A shared process for investigating exceptions
Exception handling typically breaks down when mismatches lack an owner and when Ops and Finance interpret the same variance through different definitions. A shared view of exceptions across system-of-record boundaries tends to reduce cycle time and prevent recurring debates about whether a metric is “wrong” versus “late.” Auditability also supports compliance expectations around change history and selective exposure of customer data.

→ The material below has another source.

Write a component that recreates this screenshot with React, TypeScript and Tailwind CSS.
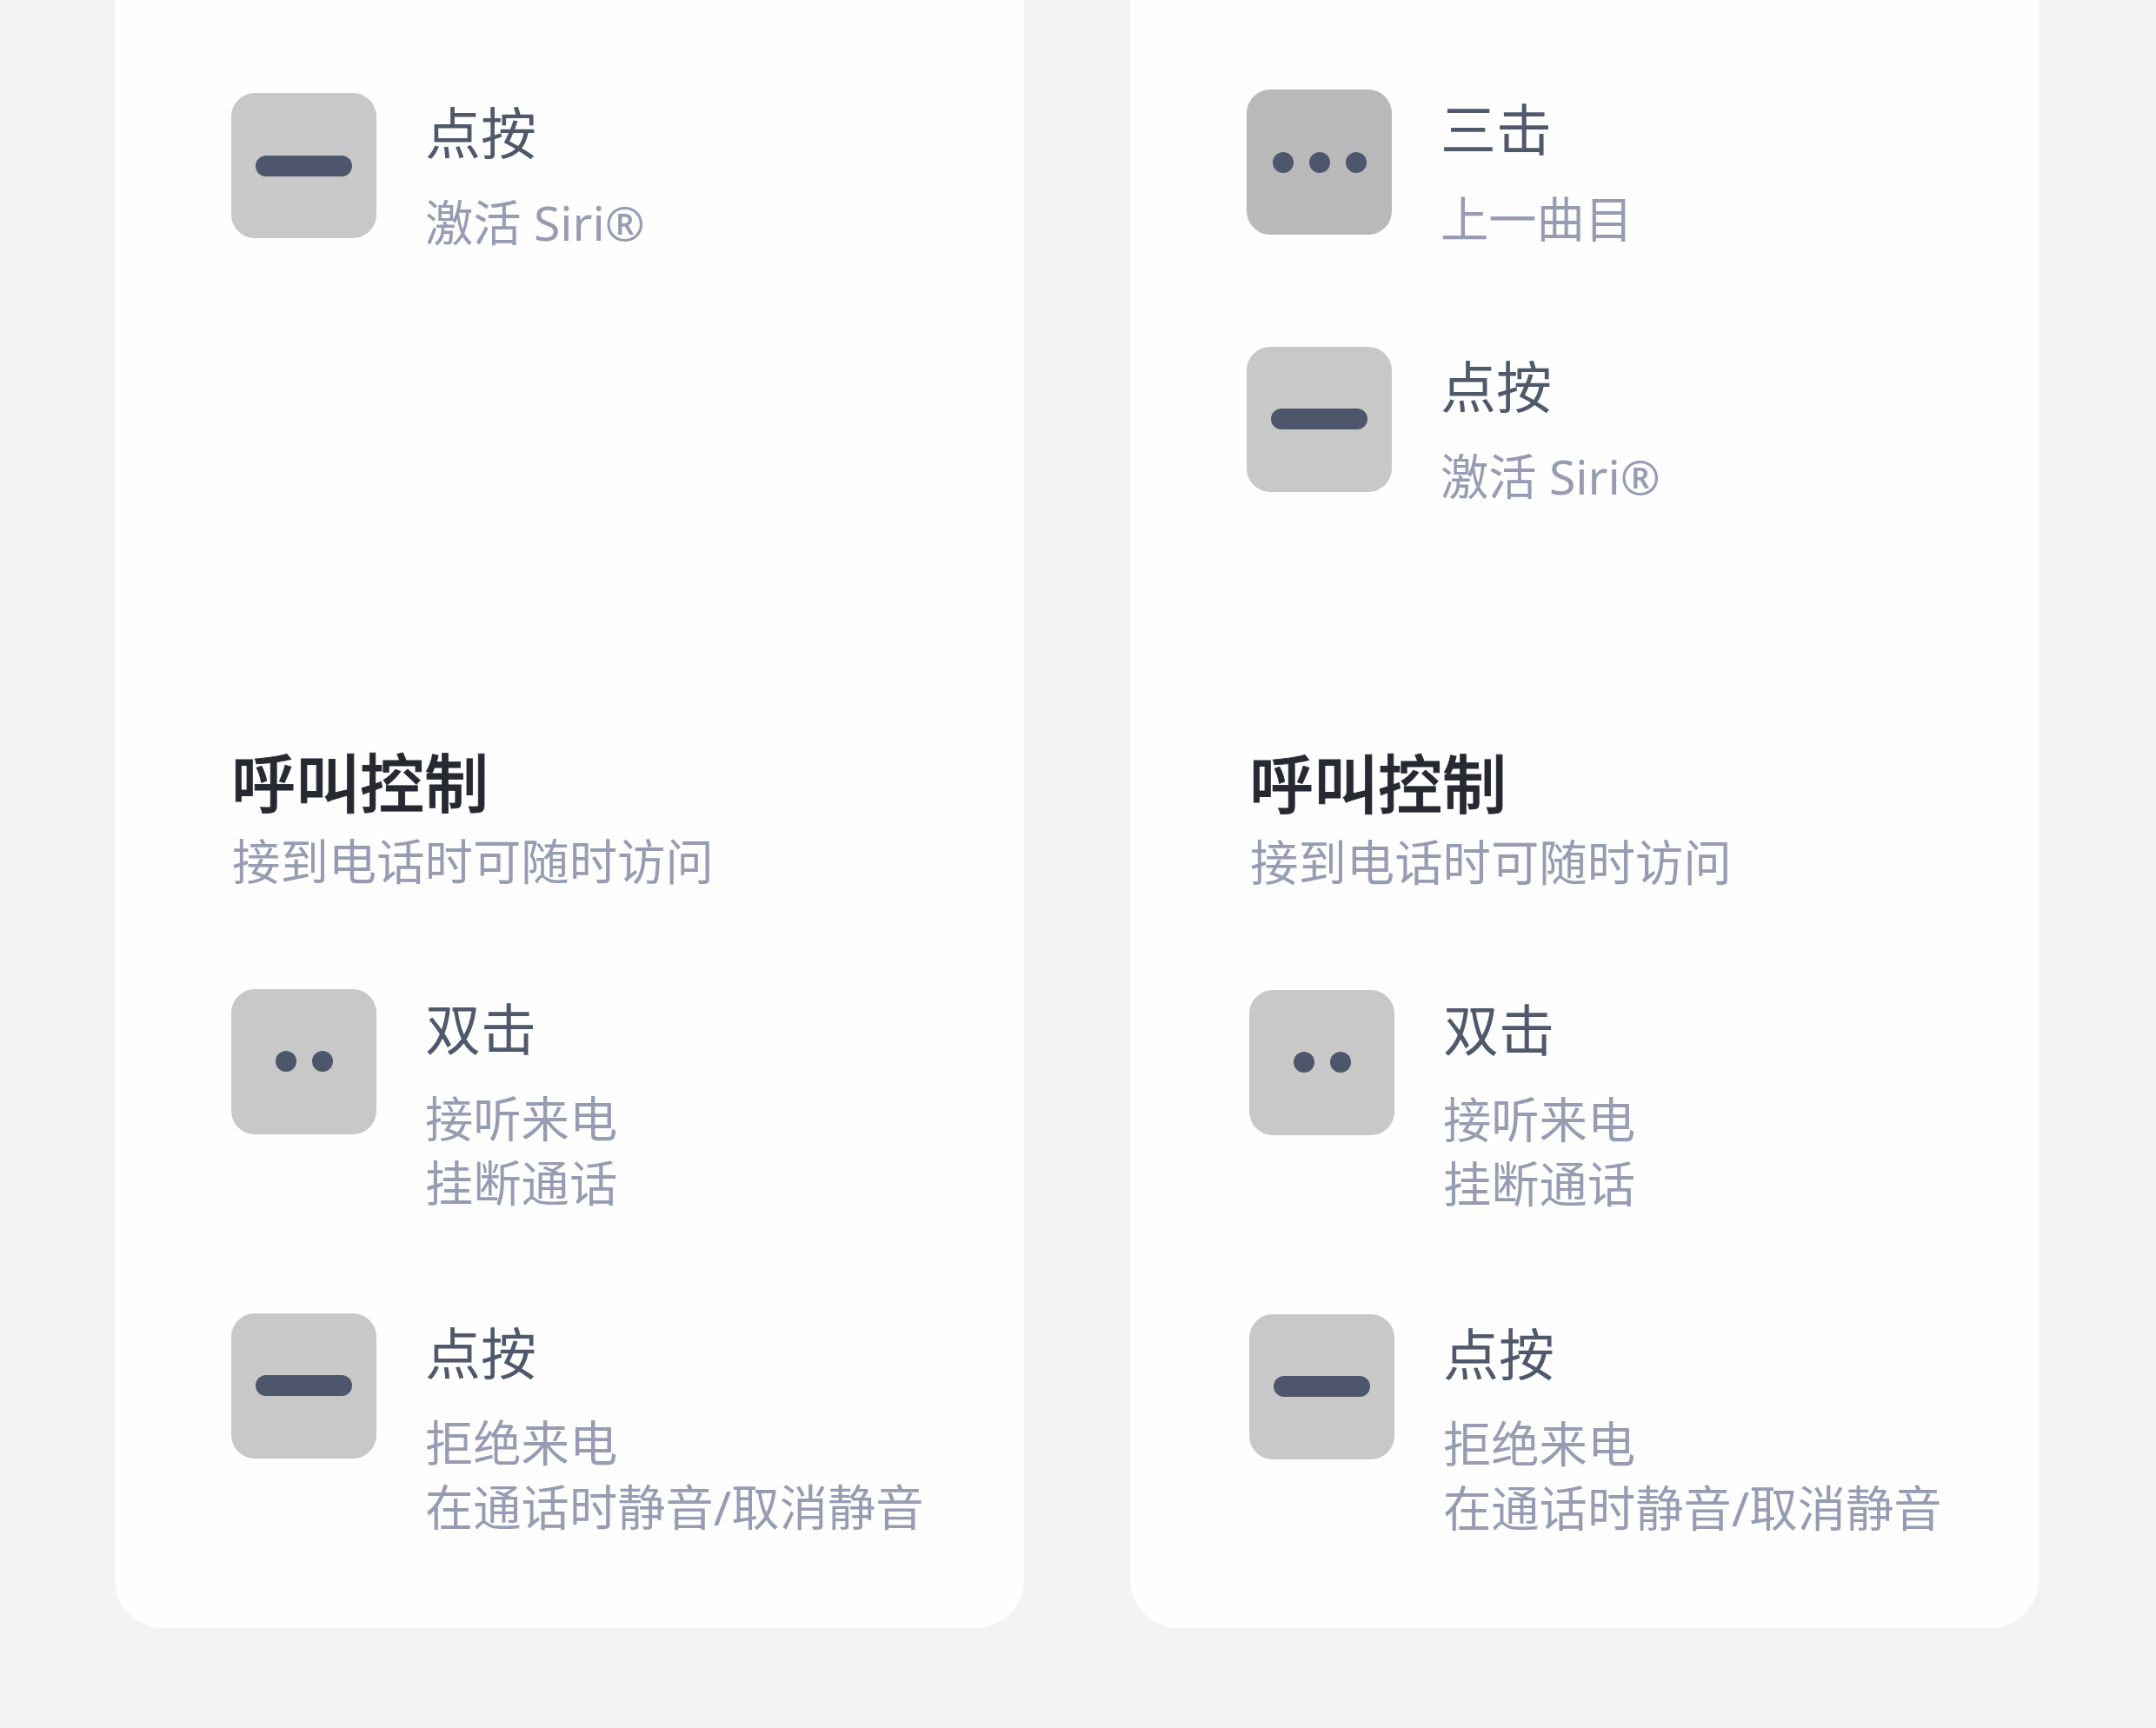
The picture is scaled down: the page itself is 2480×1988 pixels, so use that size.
import clsx from 'clsx';

type Press = 'double' | 'triple' | 'hold';

interface Control {
  press: Press;
  title: string;
  actions: string[];
}

const HOLD_SIRI: Control = { press: 'hold', title: '点按', actions: ['激活 Siri®'] };
const TRIPLE: Control = { press: 'triple', title: '三击', actions: ['上一曲目'] };

const CALL_CONTROLS: Control[] = [
  { press: 'double', title: '双击', actions: ['接听来电', '挂断通话'] },
  { press: 'hold', title: '点按', actions: ['拒绝来电', '在通话时静音/取消静音'] },
];

function PressIcon({ press }: { press: Press }) {
  const dots = press === 'triple' ? 3 : 2;

  return (
    <div
      className={clsx(
        'w-[167px] h-[167px] rounded-[27px] flex items-center justify-center gap-[18px] flex-shrink-0',
        press === 'triple' ? 'bg-[#b9b9bb]' : 'bg-[#c8c8c8]',
      )}
    >
      {press === 'hold' ? (
        <span className="w-[111px] h-6 rounded-full bg-[#4d566a]" />
      ) : (
        Array.from({ length: dots }, (_, i) => (
          <span key={i} className="w-6 h-6 rounded-full bg-[#4d566a]" />
        ))
      )}
    </div>
  );
}

function ControlRow({ control }: { control: Control }) {
  return (
    <div className="flex items-start gap-[56px]">
      <PressIcon press={control.press} />
      <div className="pt-[6px] whitespace-nowrap">
        <h3 className="text-[64px] leading-[80px] text-[#50586c]">{control.title}</h3>
        <div className="mt-[26px] text-[55.3px] leading-[74.5px] text-[#979cb3]">
          {control.actions.map(a => <p key={a}>{a}</p>)}
        </div>
      </div>
    </div>
  );
}

function CallSection() {
  return (
    <section>
      <h2 className="text-[74px] leading-[90px] font-medium text-[#262932] [-webkit-text-stroke:0.8px_#262932]">
        呼叫控制
      </h2>
      <p className="mt-2 pl-px text-[55.4px] leading-[74.5px] text-[#979cb3] whitespace-nowrap">
        接到电话时可随时访问
      </p>
      <div className="mt-[109px] flex flex-col gap-[112px]">
        {CALL_CONTROLS.map(c => <ControlRow key={c.title} control={c} />)}
      </div>
    </section>
  );
}

export default function App() {
  return (
    <main className="w-[2480px] h-[1988px] overflow-hidden bg-[#f3f3f3] pl-[132px] flex gap-[122px] font-['Noto_Sans','Noto_Sans_CJK_SC',sans-serif]">
      {/* Left earbud */}
      <div className="w-[1046px] h-[1873px] rounded-b-[56px] bg-[#fefefe] pl-[134px]">
        <section className="h-[856px] pt-[107px]">
          <ControlRow control={HOLD_SIRI} />
        </section>
        <CallSection />
      </div>

      {/* Right earbud */}
      <div className="w-[1045px] h-[1873px] rounded-b-[56px] bg-[#fefefe] pl-[134px]">
        <section className="h-[857px] pt-[103px] flex flex-col gap-[109px]">
          <ControlRow control={TRIPLE} />
          <ControlRow control={HOLD_SIRI} />
        </section>
        <div className="pl-[3px]">
          <CallSection />
        </div>
      </div>
    </main>
  );
}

Handle late updates to avoid recurring reporting surprises
Late-arriving data is a structural feature of ecommerce operations, not an edge case, particularly with backdated COGS postings, delayed carrier invoices, and returns processed days after delivery. Reporting stability usually comes from explicit restatement expectations rather than optimistic assumptions about timeliness. Executives often prioritize predictable close behavior and trustworthy operational dashboards, even when that requires controlled revisions within defined windows. A near-real-time posture remains compatible with finance-grade reporting when latency, restatements, and audit trails are treated as design constraints.
Rules for late changes and corrections
Restatement policies commonly distinguish between operational views that tolerate ongoing updates and financial views that require period stability. Watermark-style boundaries and limited reprocessing windows often shape how far back metrics can move, while correction logic preserves auditability for adjustments and backdated transactions. The core tension typically shows up as correctness versus immediacy, rather than a purely technical limitation.
Basic monitoring to catch issues early
Monitoring usually focuses on missing updates, unusual changes in key totals, and drift between sources and warehouse facts. Alerts frequently align to freshness and volume signals, schema shifts, and anomalies in inventory movements or refunds, because those patterns correlate with phantom inventory and margin surprises. Observability supports executive confidence by turning silent failures into visible, time-bounded incidents.